WHAT YOU NEED TO DO -> Give the listing again character for character, but drop the images.

MATERIAL PROVIDED ->
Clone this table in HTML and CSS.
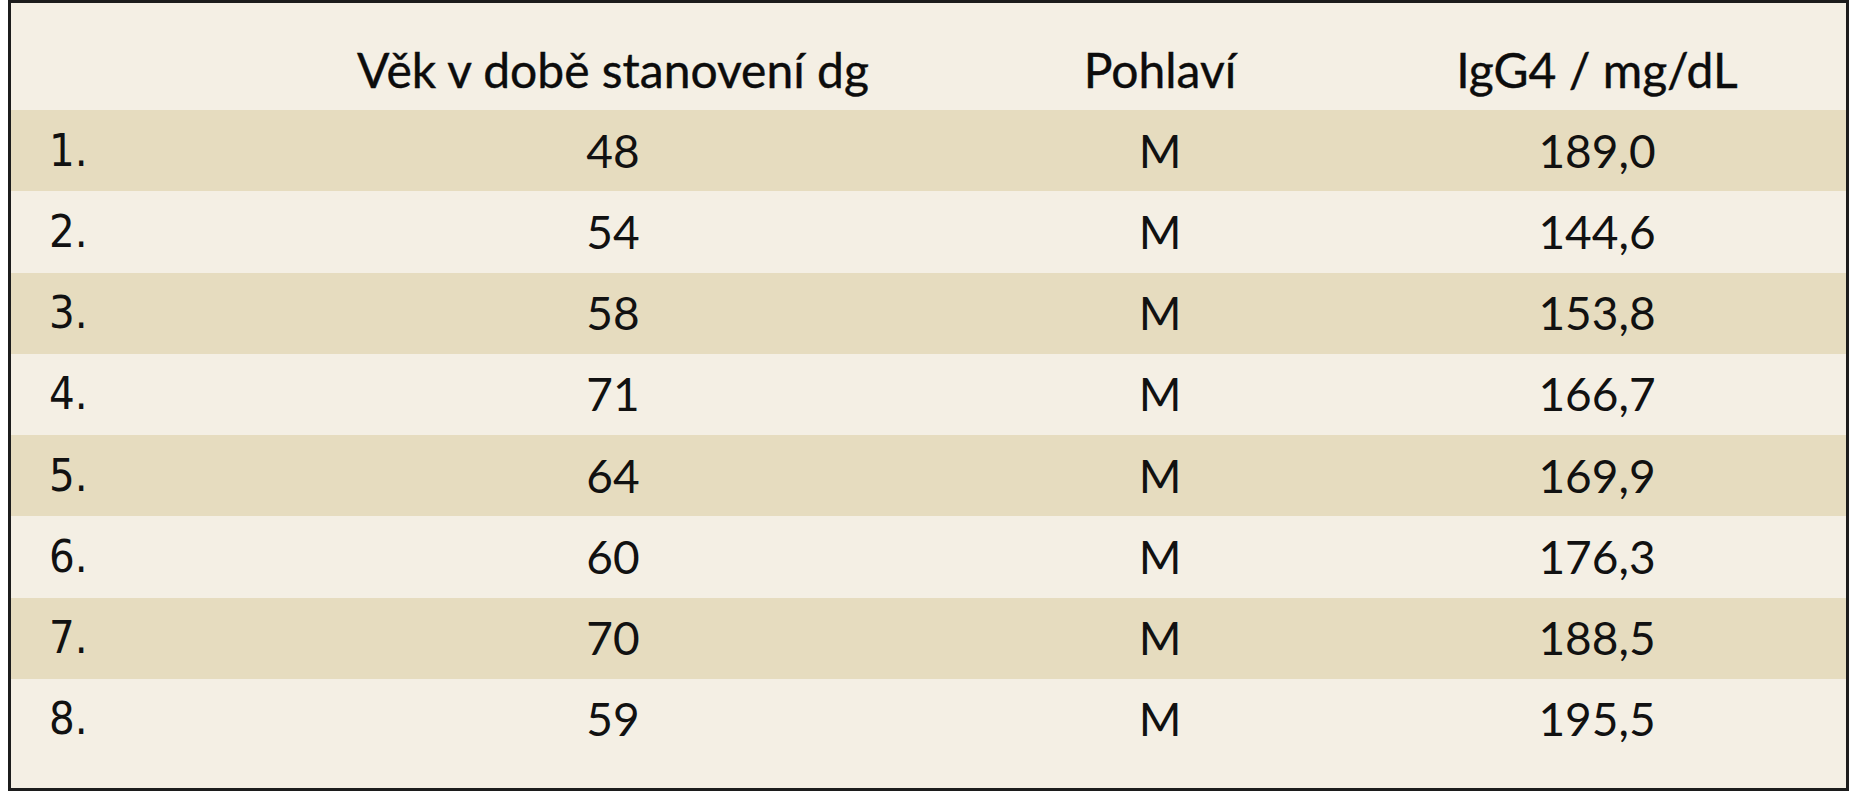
FILE: index.html
```html
<!DOCTYPE html>
<html lang="cs">
<head>
<meta charset="utf-8">
<title>IgG4 tabulka</title>
<link rel="stylesheet" href="styles.css">
</head>
<body>
<div class="frame">
  <div class="row head">
    <div class="cell idx"></div>
    <div class="cell">Věk v době stanovení dg</div>
    <div class="cell">Pohlaví</div>
    <div class="cell">IgG4 / mg/dL</div>
  </div>
  <div class="row dark"><div class="cell idx">1.</div><div class="cell">48</div><div class="cell">M</div><div class="cell">189,0</div></div>
  <div class="row"><div class="cell idx">2.</div><div class="cell">54</div><div class="cell">M</div><div class="cell">144,6</div></div>
  <div class="row dark"><div class="cell idx">3.</div><div class="cell">58</div><div class="cell">M</div><div class="cell">153,8</div></div>
  <div class="row"><div class="cell idx">4.</div><div class="cell">71</div><div class="cell">M</div><div class="cell">166,7</div></div>
  <div class="row dark"><div class="cell idx">5.</div><div class="cell">64</div><div class="cell">M</div><div class="cell">169,9</div></div>
  <div class="row"><div class="cell idx">6.</div><div class="cell">60</div><div class="cell">M</div><div class="cell">176,3</div></div>
  <div class="row dark"><div class="cell idx">7.</div><div class="cell">70</div><div class="cell">M</div><div class="cell">188,5</div></div>
  <div class="row"><div class="cell idx">8.</div><div class="cell">59</div><div class="cell">M</div><div class="cell">195,5</div></div>
</div>
</body>
</html>
```
FILE: styles.css
```css
html, body {
  margin: 0;
  padding: 0;
  background: #ffffff;
}

body {
  padding-left: 8px;
}

.frame {
  box-sizing: border-box;
  width: 1841px;
  height: 791px;
  border: 3px solid #1c1c1c;
  background: #f4efe4;
  padding-bottom: 28px;
  display: flex;
  flex-direction: column;
  font-family: "Lato", "Liberation Sans", sans-serif;
  font-size: 46px;
  color: #111111;
}

.row {
  display: grid;
  grid-template-columns: 319px 566px 528px 346px;
  padding-right: 76px;
  height: 81.25px;
  align-items: center;
  line-height: 46px;
}

.row.head {
  height: 107px;
  align-items: end;
  padding-bottom: 17px;
  box-sizing: border-box;
  font-size: 48px;
  color: #0c0c0c;
  -webkit-text-stroke: 0.4px #0c0c0c;
}

.row.dark {
  background: #e6dcbf;
}

.cell {
  text-align: center;
  white-space: nowrap;
}

.cell.idx {
  text-align: left;
  padding-left: 38px;
  font-family: "DejaVu Sans Condensed", "DejaVu Sans", sans-serif;
  font-stretch: condensed;
  font-size: 45px;
}
```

ANSWER TO THIS PROBLEM ->
Clone this table in HTML and CSS.
FILE: index.html
```html
<!DOCTYPE html>
<html lang="cs">
<head>
<meta charset="utf-8">
<title>IgG4 tabulka</title>
<link rel="stylesheet" href="styles.css">
</head>
<body>
<div class="frame">
  <div class="row head">
    <div class="cell idx"></div>
    <div class="cell">Věk v době stanovení dg</div>
    <div class="cell">Pohlaví</div>
    <div class="cell">IgG4 / mg/dL</div>
  </div>
  <div class="row dark"><div class="cell idx">1.</div><div class="cell">48</div><div class="cell">M</div><div class="cell">189,0</div></div>
  <div class="row"><div class="cell idx">2.</div><div class="cell">54</div><div class="cell">M</div><div class="cell">144,6</div></div>
  <div class="row dark"><div class="cell idx">3.</div><div class="cell">58</div><div class="cell">M</div><div class="cell">153,8</div></div>
  <div class="row"><div class="cell idx">4.</div><div class="cell">71</div><div class="cell">M</div><div class="cell">166,7</div></div>
  <div class="row dark"><div class="cell idx">5.</div><div class="cell">64</div><div class="cell">M</div><div class="cell">169,9</div></div>
  <div class="row"><div class="cell idx">6.</div><div class="cell">60</div><div class="cell">M</div><div class="cell">176,3</div></div>
  <div class="row dark"><div class="cell idx">7.</div><div class="cell">70</div><div class="cell">M</div><div class="cell">188,5</div></div>
  <div class="row"><div class="cell idx">8.</div><div class="cell">59</div><div class="cell">M</div><div class="cell">195,5</div></div>
</div>
</body>
</html>
```
FILE: styles.css
```css
html, body {
  margin: 0;
  padding: 0;
  background: #ffffff;
}

body {
  padding-left: 8px;
}

.frame {
  box-sizing: border-box;
  width: 1841px;
  height: 791px;
  border: 3px solid #1c1c1c;
  background: #f4efe4;
  padding-bottom: 28px;
  display: flex;
  flex-direction: column;
  font-family: "Lato", "Liberation Sans", sans-serif;
  font-size: 46px;
  color: #111111;
}

.row {
  display: grid;
  grid-template-columns: 319px 566px 528px 346px;
  padding-right: 76px;
  height: 81.25px;
  align-items: center;
  line-height: 46px;
}

.row.head {
  height: 107px;
  align-items: end;
  padding-bottom: 17px;
  box-sizing: border-box;
  font-size: 48px;
  color: #0c0c0c;
  -webkit-text-stroke: 0.4px #0c0c0c;
}

.row.dark {
  background: #e6dcbf;
}

.cell {
  text-align: center;
  white-space: nowrap;
}

.cell.idx {
  text-align: left;
  padding-left: 38px;
  font-family: "DejaVu Sans Condensed", "DejaVu Sans", sans-serif;
  font-stretch: condensed;
  font-size: 45px;
}
```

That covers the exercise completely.